- **Collected material**:
▽

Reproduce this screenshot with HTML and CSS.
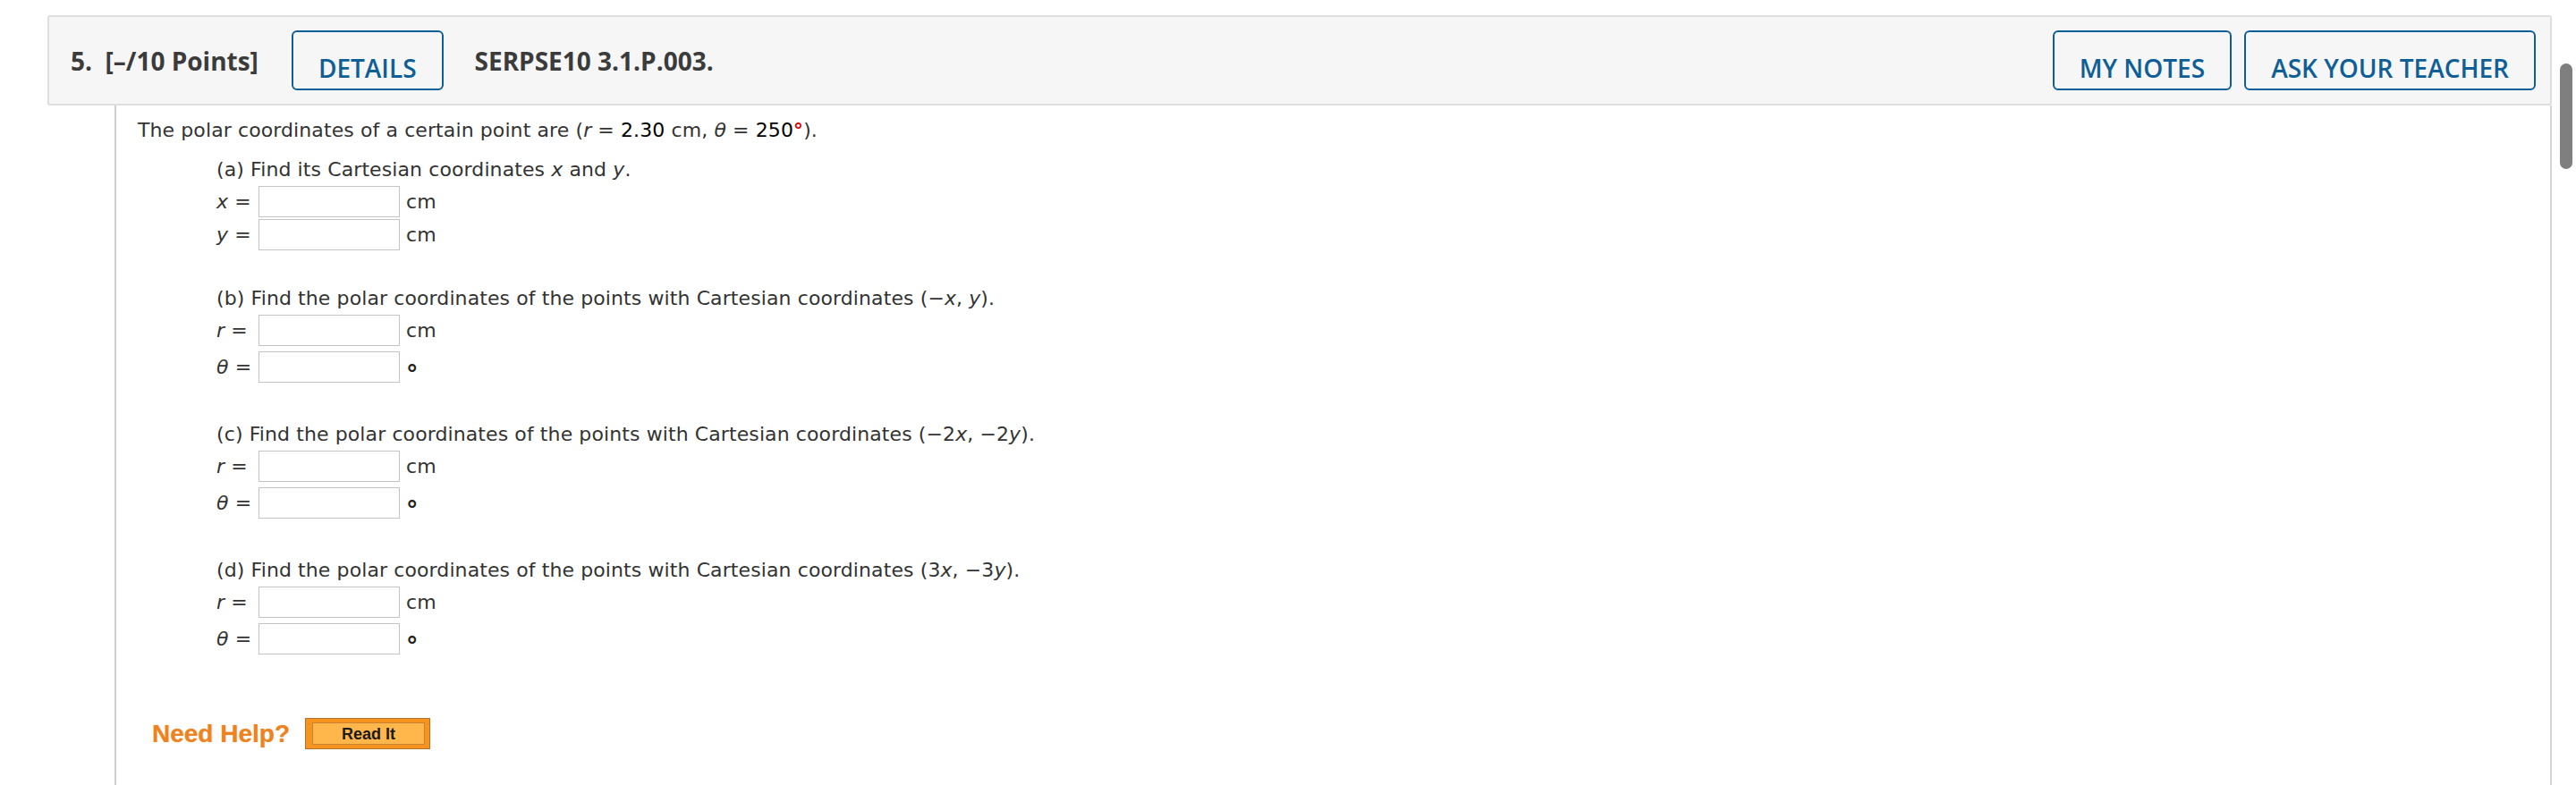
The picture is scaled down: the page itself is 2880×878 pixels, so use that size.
FILE: index.html
```html
<!DOCTYPE html>
<html lang="en">
<head>
<meta charset="utf-8">
<title>SERPSE10 3.1.P.003</title>
<link rel="stylesheet" href="styles.css">
</head>
<body>
<div class="question">
  <div class="q-header">
    <div class="q-title">5.&nbsp; [–/10 Points]</div>
    <button class="btn btn-details">DETAILS</button>
    <div class="q-code">SERPSE10 3.1.P.003.</div>
    <div class="spacer"></div>
    <button class="btn btn-notes">MY NOTES</button>
    <button class="btn">ASK YOUR TEACHER</button>
  </div>
  <div class="q-body">
    <p class="intro">The polar coordinates of a certain point are (<i>r</i> = <span class="val">2.30</span> cm, <i>θ</i> = <span class="val">250</span><span class="deg-red">°</span>).</p>

    <div class="part first">
      <div class="part-q">(a) Find its Cartesian coordinates <i>x</i> and <i>y</i>.</div>
      <div class="row"><span class="lbl"><i>x</i> =</span><input class="ans" type="text"><span class="unit">cm</span></div>
      <div class="row"><span class="lbl"><i>y</i> =</span><input class="ans" type="text"><span class="unit">cm</span></div>
    </div>

    <div class="part">
      <div class="part-q">(b) Find the polar coordinates of the points with Cartesian coordinates (−<i>x</i>, <i>y</i>).</div>
      <div class="row"><span class="lbl"><i>r</i> =</span><input class="ans" type="text"><span class="unit">cm</span></div>
      <div class="row tall"><span class="lbl"><i>θ</i> =</span><input class="ans" type="text"><span class="unit deg">°</span></div>
    </div>

    <div class="part">
      <div class="part-q">(c) Find the polar coordinates of the points with Cartesian coordinates (−2<i>x</i>, −2<i>y</i>).</div>
      <div class="row"><span class="lbl"><i>r</i> =</span><input class="ans" type="text"><span class="unit">cm</span></div>
      <div class="row tall"><span class="lbl"><i>θ</i> =</span><input class="ans" type="text"><span class="unit deg">°</span></div>
    </div>

    <div class="part">
      <div class="part-q">(d) Find the polar coordinates of the points with Cartesian coordinates (3<i>x</i>, −3<i>y</i>).</div>
      <div class="row"><span class="lbl"><i>r</i> =</span><input class="ans" type="text"><span class="unit">cm</span></div>
      <div class="row tall"><span class="lbl"><i>θ</i> =</span><input class="ans" type="text"><span class="unit deg">°</span></div>
    </div>

    <div class="help">
      <span class="help-label">Need Help?</span>
      <span class="read-it"><span class="read-it-inner">Read It</span></span>
    </div>
  </div>
</div>
<div class="scroll-thumb"></div>
</body>
</html>
```

FILE: styles.css
```css
html, body {
  margin: 0;
  padding: 0;
  background: #ffffff;
  overflow: hidden;
}

body {
  height: 878px;
}

.question {
  margin-left: 53px;
  width: 2800px;
}

.q-header {
  box-sizing: border-box;
  margin-top: 17px;
  height: 101px;
  display: flex;
  align-items: center;
  padding: 0 16px 0 24px;
  background: #f6f6f6;
  border: 2px solid #dedede;
  border-radius: 3px;
  font-family: "Open Sans", "Liberation Sans", sans-serif;
  color: #3b3b3b;
}

.q-title {
  font-size: 28px;
  font-weight: 700;
  line-height: 38px;
  margin-right: 37px;
  white-space: pre;
}

.q-code {
  font-size: 28px;
  font-weight: 700;
  line-height: 38px;
}

.spacer {
  flex: 1;
}

.btn {
  font-family: "Open Sans", "Liberation Sans", sans-serif;
  font-size: 28px;
  font-weight: 600;
  line-height: 38px;
  color: #0e5f97;
  background: transparent;
  border: 2px solid #0e5f97;
  border-radius: 6px;
  padding: 21px 28px 4px;
  margin: 0;
  cursor: pointer;
}

.btn-details {
  margin-right: 35px;
}

.btn-notes {
  margin-right: 14px;
}

.q-body {
  margin-left: 75px;
  border-left: 2px solid #cfcfcf;
  border-right: 2px solid #d6d6d6;
  padding: 15px 0 0 24px;
  height: 760px;
  font-family: "DejaVu Sans", Verdana, sans-serif;
  font-size: 22px;
  line-height: 26px;
  letter-spacing: 0.1px;
  color: #333333;
}

.intro {
  margin: 0;
}

.val {
  color: #000000;
}

.deg-red {
  color: #e00000;
  font-weight: 700;
}

.part {
  margin: 40px 0 0 88px;
}

.part.first {
  margin-top: 18px;
}

.part-q {
  margin-bottom: 4px;
}

.row {
  box-sizing: border-box;
  height: 37px;
  display: flex;
  align-items: center;
}

.row.tall {
  height: 45px;
  padding: 4px 0;
}

.lbl {
  width: 47px;
  flex: none;
}

.ans {
  box-sizing: border-box;
  width: 158px;
  height: 35px;
  margin: 0;
  padding: 0 6px;
  border: 1px solid #c4c4c4;
  background: #ffffff;
  font-family: "DejaVu Sans", Verdana, sans-serif;
  font-size: 20px;
}

.unit {
  margin-left: 7px;
}

.unit.deg {
  font-size: 27px;
  line-height: 26px;
  padding-top: 14px;
  font-weight: 700;
  color: #222222;
}

.help {
  display: flex;
  align-items: center;
  height: 35px;
  margin: 66px 0 0 16px;
}

.help-label {
  font-family: "Liberation Sans", Arial, sans-serif;
  font-size: 28px;
  font-weight: 700;
  letter-spacing: 0;
  color: #ef8220;
  margin-right: 17px;
  text-shadow: 0 0 1px rgba(239, 130, 32, 0.6);
}

.read-it {
  box-sizing: border-box;
  display: flex;
  width: 140px;
  height: 35px;
  padding: 4px 5px 4px 7px;
  background: #f7941e;
  border: 1px solid #b3702e;
}

.read-it-inner {
  flex: 1;
  display: flex;
  align-items: center;
  justify-content: center;
  background: #ffb74c;
  border: 1px solid #c88432;
  font-family: "Liberation Sans", Arial, sans-serif;
  font-size: 18px;
  font-weight: 700;
  letter-spacing: 0;
  color: #1a1a1a;
}

.scroll-thumb {
  position: fixed;
  top: 71px;
  right: 4px;
  width: 14px;
  height: 118px;
  border-radius: 7px;
  background: #7f7f7f;
}
```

△

Copy every line of the listing that contains the word "with".

Reproduce this screenshot with HTML and CSS.
      <div class="part-q">(b) Find the polar coordinates of the points with Cartesian coordinates (−<i>x</i>, <i>y</i>).</div>
      <div class="part-q">(c) Find the polar coordinates of the points with Cartesian coordinates (−2<i>x</i>, −2<i>y</i>).</div>
      <div class="part-q">(d) Find the polar coordinates of the points with Cartesian coordinates (3<i>x</i>, −3<i>y</i>).</div>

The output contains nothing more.